* [Information shown]:
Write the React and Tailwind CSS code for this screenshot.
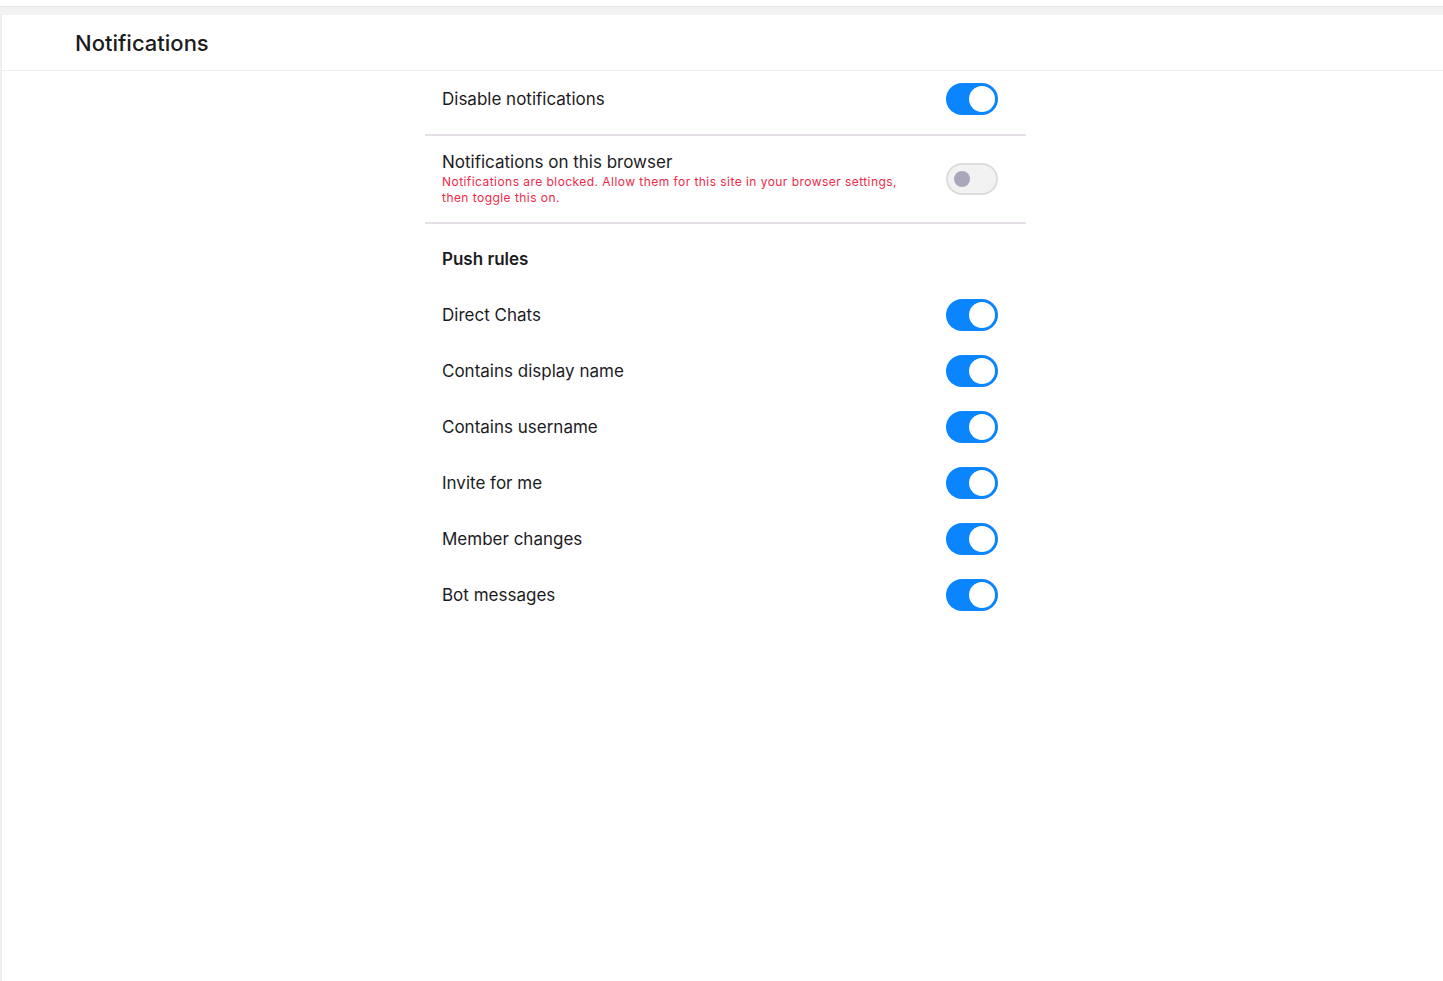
const rules = [
  { label: 'Direct Chats', on: true },
  { label: 'Contains display name', on: true },
  { label: 'Contains username', on: true },
  { label: 'Invite for me', on: true },
  { label: 'Member changes', on: true },
  { label: 'Bot messages', on: true },
];

function Toggle({ on, disabled }) {
  if (disabled) {
    return (
      <div className="w-[52px] h-[32px] rounded-full bg-[#f2f2f2] border-2 border-[#dcdcdc] flex items-center px-[6px] shrink-0">
        <span className="block w-[16px] h-[16px] rounded-full bg-[#aaa7bd]" />
      </div>
    );
  }
  return (
    <div
      className={`w-[52px] h-[32px] rounded-full flex items-center px-[3px] shrink-0 ${
        on ? 'bg-[#0a84ff] justify-end' : 'bg-[#e0e0e0] justify-start'
      }`}
    >
      <span className="block w-[26px] h-[26px] rounded-full bg-white" />
    </div>
  );
}

function Row({ children, toggle, className = '' }) {
  return (
    <div className={`flex items-center justify-between pl-[17px] pr-[28px] ${className}`}>
      <div className="min-w-0">{children}</div>
      {toggle}
    </div>
  );
}

export default function App() {
  return (
    <div
      className="min-h-screen bg-white pt-[6px] text-[#1c1c1e]"
      style={{ fontFamily: 'Inter, "Noto Sans", sans-serif' }}
    >
      <div className="border-t border-[#e6e6e6] bg-[#f2f2f2] pt-[8px]">
        <div className="ml-[1px] border-l border-[#ececec] bg-white h-[966px]">
          {/* Header */}
          <div className="h-[56px] flex items-center pl-[73px] pt-[1px] border-b border-[#f0f0f0]">
            <h1 className="text-[22px] font-medium">Notifications</h1>
          </div>

          <div className="flex justify-center pl-[6px]">
            <div className="w-[601px]">
              <Row className="pt-[12px] pb-[19px]" toggle={<Toggle on />}>
                <span className="text-[17px] leading-[20px]">Disable notifications</span>
              </Row>
              <div className="h-[2px] bg-[#e4e0e6]" />

              <Row className="h-[86px]" toggle={<Toggle disabled />}>
                <div className="text-[17px] leading-[20px]">Notifications on this browser</div>
                <div className="text-[12px] leading-[16px] tracking-[0.45px] text-[#f0284a] max-w-[470px] mt-[2px]">
                  Notifications are blocked. Allow them for this site in your browser settings,
                  then toggle this on.
                </div>
              </Row>
              <div className="h-[2px] bg-[#e4e0e6]" />

              <div className="pl-[17px] pt-[25px] h-[63px]">
                <h2 className="text-[17px] leading-[20px] font-semibold">Push rules</h2>
              </div>

              {rules.map((r) => (
                <Row key={r.label} className="h-[56px]" toggle={<Toggle on={r.on} />}>
                  <span className="text-[17px] leading-[20px]">{r.label}</span>
                </Row>
              ))}
            </div>
          </div>
        </div>
      </div>
    </div>
  );
}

* [What the task requires]:
All of the material above should be reproduced exactly, except the pictures.

* [Expected answer]:
Write the React and Tailwind CSS code for this screenshot.
const rules = [
  { label: 'Direct Chats', on: true },
  { label: 'Contains display name', on: true },
  { label: 'Contains username', on: true },
  { label: 'Invite for me', on: true },
  { label: 'Member changes', on: true },
  { label: 'Bot messages', on: true },
];

function Toggle({ on, disabled }) {
  if (disabled) {
    return (
      <div className="w-[52px] h-[32px] rounded-full bg-[#f2f2f2] border-2 border-[#dcdcdc] flex items-center px-[6px] shrink-0">
        <span className="block w-[16px] h-[16px] rounded-full bg-[#aaa7bd]" />
      </div>
    );
  }
  return (
    <div
      className={`w-[52px] h-[32px] rounded-full flex items-center px-[3px] shrink-0 ${
        on ? 'bg-[#0a84ff] justify-end' : 'bg-[#e0e0e0] justify-start'
      }`}
    >
      <span className="block w-[26px] h-[26px] rounded-full bg-white" />
    </div>
  );
}

function Row({ children, toggle, className = '' }) {
  return (
    <div className={`flex items-center justify-between pl-[17px] pr-[28px] ${className}`}>
      <div className="min-w-0">{children}</div>
      {toggle}
    </div>
  );
}

export default function App() {
  return (
    <div
      className="min-h-screen bg-white pt-[6px] text-[#1c1c1e]"
      style={{ fontFamily: 'Inter, "Noto Sans", sans-serif' }}
    >
      <div className="border-t border-[#e6e6e6] bg-[#f2f2f2] pt-[8px]">
        <div className="ml-[1px] border-l border-[#ececec] bg-white h-[966px]">
          {/* Header */}
          <div className="h-[56px] flex items-center pl-[73px] pt-[1px] border-b border-[#f0f0f0]">
            <h1 className="text-[22px] font-medium">Notifications</h1>
          </div>

          <div className="flex justify-center pl-[6px]">
            <div className="w-[601px]">
              <Row className="pt-[12px] pb-[19px]" toggle={<Toggle on />}>
                <span className="text-[17px] leading-[20px]">Disable notifications</span>
              </Row>
              <div className="h-[2px] bg-[#e4e0e6]" />

              <Row className="h-[86px]" toggle={<Toggle disabled />}>
                <div className="text-[17px] leading-[20px]">Notifications on this browser</div>
                <div className="text-[12px] leading-[16px] tracking-[0.45px] text-[#f0284a] max-w-[470px] mt-[2px]">
                  Notifications are blocked. Allow them for this site in your browser settings,
                  then toggle this on.
                </div>
              </Row>
              <div className="h-[2px] bg-[#e4e0e6]" />

              <div className="pl-[17px] pt-[25px] h-[63px]">
                <h2 className="text-[17px] leading-[20px] font-semibold">Push rules</h2>
              </div>

              {rules.map((r) => (
                <Row key={r.label} className="h-[56px]" toggle={<Toggle on={r.on} />}>
                  <span className="text-[17px] leading-[20px]">{r.label}</span>
                </Row>
              ))}
            </div>
          </div>
        </div>
      </div>
    </div>
  );
}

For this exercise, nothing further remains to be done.